Build Smaller or Cut Back

I long ago accepted my shortcomings with short stories and small plates and have a developed a few tricks to help me deal with my tendency to  cook and write big. For my small plates, I have learned to make my dollops smaller. I use a melon-baller or a small spoon to fill my mushrooms. I try to worry less about what to do with extra filling or meat and either put it away for another time or find some other small plate where I can incorporate the extras.

When it comes to short stories, I have a different tactic. Instead of forcing myself to write small, I allow my expansive nature to control the first draft. But, when I go back through that initial first draft, I try to trim a good ten percent of my words. I seek out overly complex passages and tighten the prose. I look for spots where the plot has gotten a little out of hand and see if I can get those plot points across in less space (or drop them entirely if they are not adding to the flavor of the whole). If I have two or three sentences of description, I cut back to just the best bits of all of them. 

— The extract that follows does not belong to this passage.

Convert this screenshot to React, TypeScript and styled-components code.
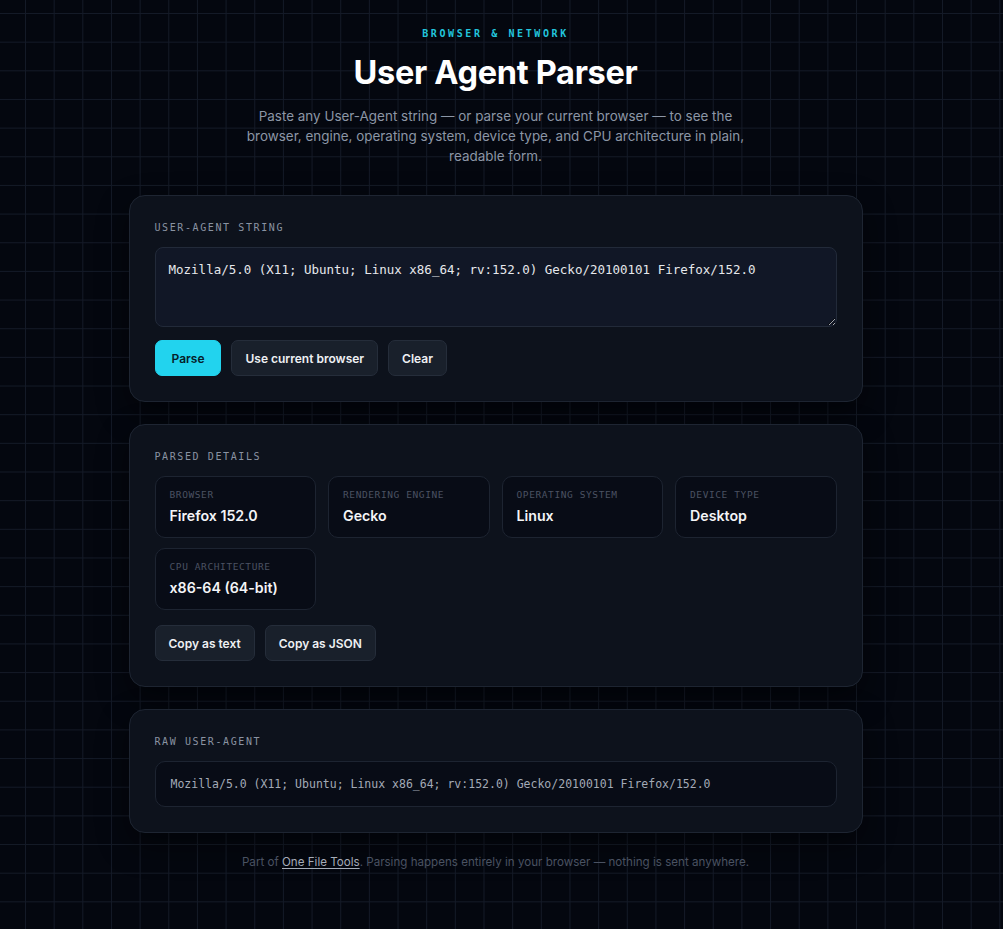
import React from 'react';
import styled, { createGlobalStyle } from 'styled-components';

const sans = `Inter, 'Noto Sans', 'Liberation Sans', sans-serif`;
const mono = `'DejaVu Sans Mono', 'Liberation Mono', monospace`;

const GlobalStyle = createGlobalStyle`
  * {
    box-sizing: border-box;
  }

  html, body {
    margin: 0;
    padding: 0;
    min-height: 100%;
  }

  body {
    background-color: #04070f;
    background-image:
      linear-gradient(to right, #141a27 1px, transparent 1px),
      linear-gradient(to bottom, #141a27 1px, transparent 1px);
    background-size: 28.67px 28.67px;
    background-position: 25px 13px;
    font-family: ${sans};
    color: #e5e7eb;
  }
`;

const Page = styled.main`
  min-height: 929px;
  padding: 27px 28px 40px 16px;
  display: flex;
  flex-direction: column;
  align-items: center;
`;

const Header = styled.header`
  display: flex;
  flex-direction: column;
  align-items: center;
  text-align: center;
  margin-bottom: 29px;
`;

const Eyebrow = styled.div`
  font-family: ${mono};
  font-size: 10px;
  line-height: 14px;
  font-weight: 600;
  letter-spacing: 2.6px;
  color: #22c4dc;
  text-transform: uppercase;
  margin-bottom: 13px;
`;

const Title = styled.h1`
  margin: 0 0 14px;
  font-family: ${sans};
  font-size: 32.5px;
  line-height: 38px;
  font-weight: 700;
  letter-spacing: -0.3px;
  color: #ffffff;
`;

const Lead = styled.p`
  margin: 0;
  max-width: 505px;
  font-size: 13.45px;
  line-height: 20px;
  color: #8c96a6;
`;

const Stack = styled.div`
  width: 734px;
  display: flex;
  flex-direction: column;
  gap: 22px;
`;

const Card = styled.section`
  background: #0d121c;
  border: 1px solid #1e2532;
  border-radius: 16px;
  padding: 25px;
  box-shadow: 0 12px 32px rgba(0, 0, 0, 0.45);
`;

const CardLabel = styled.h2`
  margin: 0 0 12px;
  font-family: ${mono};
  font-size: 10px;
  line-height: 14px;
  font-weight: 500;
  letter-spacing: 1.6px;
  color: #8a93a2;
  text-transform: uppercase;
`;

const Input = styled.textarea`
  display: block;
  width: 100%;
  height: 80px;
  padding: 13px 13px;
  background: #111726;
  border: 1px solid #222a39;
  border-radius: 8px;
  color: #e6e8ec;
  font-family: ${mono};
  font-size: 12.5px;
  line-height: 18px;
  resize: vertical;
  outline: none;
`;

const Actions = styled.div<{ $top: number }>`
  display: flex;
  gap: 10px;
  margin-top: ${(p) => p.$top}px;
`;

const Button = styled.button<{ $primary?: boolean }>`
  height: 36px;
  padding: 0 ${(p) => (p.$primary ? 16 : 13)}px;
  border-radius: 7px;
  border: 1px solid ${(p) => (p.$primary ? '#22d3ee' : '#252d3a')};
  background: ${(p) => (p.$primary ? '#22d3ee' : '#19202b')};
  color: ${(p) => (p.$primary ? '#06202a' : '#eef0f3')};
  font-family: ${sans};
  font-size: 12px;
  font-weight: 600;
  cursor: pointer;
`;

const DetailGrid = styled.div`
  display: grid;
  grid-template-columns: repeat(4, 1fr);
  column-gap: 12px;
  row-gap: 10px;
`;

const Detail = styled.div`
  background: #080c16;
  border: 1px solid #1d2431;
  border-radius: 10px;
  padding: 11px 14px;
  display: flex;
  flex-direction: column;
  gap: 4px;
`;

const DetailName = styled.span`
  font-family: ${mono};
  font-size: 9.5px;
  line-height: 14px;
  letter-spacing: 0.6px;
  color: #4b5262;
  text-transform: uppercase;
`;

const DetailValue = styled.span`
  font-size: 14.2px;
  line-height: 20px;
  font-weight: 600;
  color: #f4f5f7;
`;

const RawBox = styled.div`
  background: #080c16;
  border: 1px solid #1d2431;
  border-radius: 10px;
  padding: 14px 15px;
  font-family: ${mono};
  font-size: 11.5px;
  line-height: 16px;
  color: #a3aab6;
  white-space: nowrap;
  overflow: hidden;
`;

const Footer = styled.footer`
  margin-top: 21px;
  font-size: 11.6px;
  line-height: 16px;
  color: #4a5262;
  text-align: center;

  a {
    color: #a5acb8;
    text-decoration: underline;
    text-underline-offset: 2px;
  }
`;

const UA = 'Mozilla/5.0 (X11; Ubuntu; Linux x86_64; rv:152.0) Gecko/20100101 Firefox/152.0';

const details = [
  { name: 'Browser', value: 'Firefox 152.0' },
  { name: 'Rendering engine', value: 'Gecko' },
  { name: 'Operating system', value: 'Linux' },
  { name: 'Device type', value: 'Desktop' },
  { name: 'CPU architecture', value: 'x86-64 (64-bit)' },
];

const App: React.FC = () => {
  return (
    <>
      <GlobalStyle />
      <Page>
        <Header>
          <Eyebrow>Browser &amp; Network</Eyebrow>
          <Title>User Agent Parser</Title>
          <Lead>
            Paste any User-Agent string — or parse your current browser — to see the
            browser, engine, operating system, device type, and CPU architecture in plain,
            readable form.
          </Lead>
        </Header>

        <Stack>
          <Card>
            <CardLabel>User-Agent string</CardLabel>
            <Input defaultValue={UA} spellCheck={false} />
            <Actions $top={13}>
              <Button $primary>Parse</Button>
              <Button>Use current browser</Button>
              <Button>Clear</Button>
            </Actions>
          </Card>

          <Card>
            <CardLabel>Parsed details</CardLabel>
            <DetailGrid>
              {details.map((d) => (
                <Detail key={d.name}>
                  <DetailName>{d.name}</DetailName>
                  <DetailValue>{d.value}</DetailValue>
                </Detail>
              ))}
            </DetailGrid>
            <Actions $top={15}>
              <Button>Copy as text</Button>
              <Button>Copy as JSON</Button>
            </Actions>
          </Card>

          <Card>
            <CardLabel>Raw User-Agent</CardLabel>
            <RawBox>{UA}</RawBox>
          </Card>
        </Stack>

        <Footer>
          Part of <a href="#">One File Tools</a>. Parsing happens entirely in your browser — nothing is sent anywhere.
        </Footer>
      </Page>
    </>
  );
};

export default App;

When I am writing a first draft, I try to keep my scenes short so the story moves along more quickly. Where I like to write 1,000- or 1,500-word scenes in a novel, I try for 500 words max in a short story. This helps constrain my wordiness and give me enough scenes to fit in all the plot. 

The one piece I can still do better on is to not try to pack quite so much plot into my short stories. In my two most recent short stories (one in the Turning the Tied anthology and another that will appear in a Renegade Legion digital anthology from Budgie Smuggler games), I definitely created plots that were too intricate and expansive for the story-size requested. Even after trimming and tightening, both of these stories ran a bit long.

Don't get me wrong. I am proud of both of these stories. I think they are well-paced well and believe they read as easily and quickly as shorter efforts from other authors. I just have never mastered the skill of telling a deep, compelling story in a small space and maybe that's okay. I happen to like a little more meat in my meals and my stories.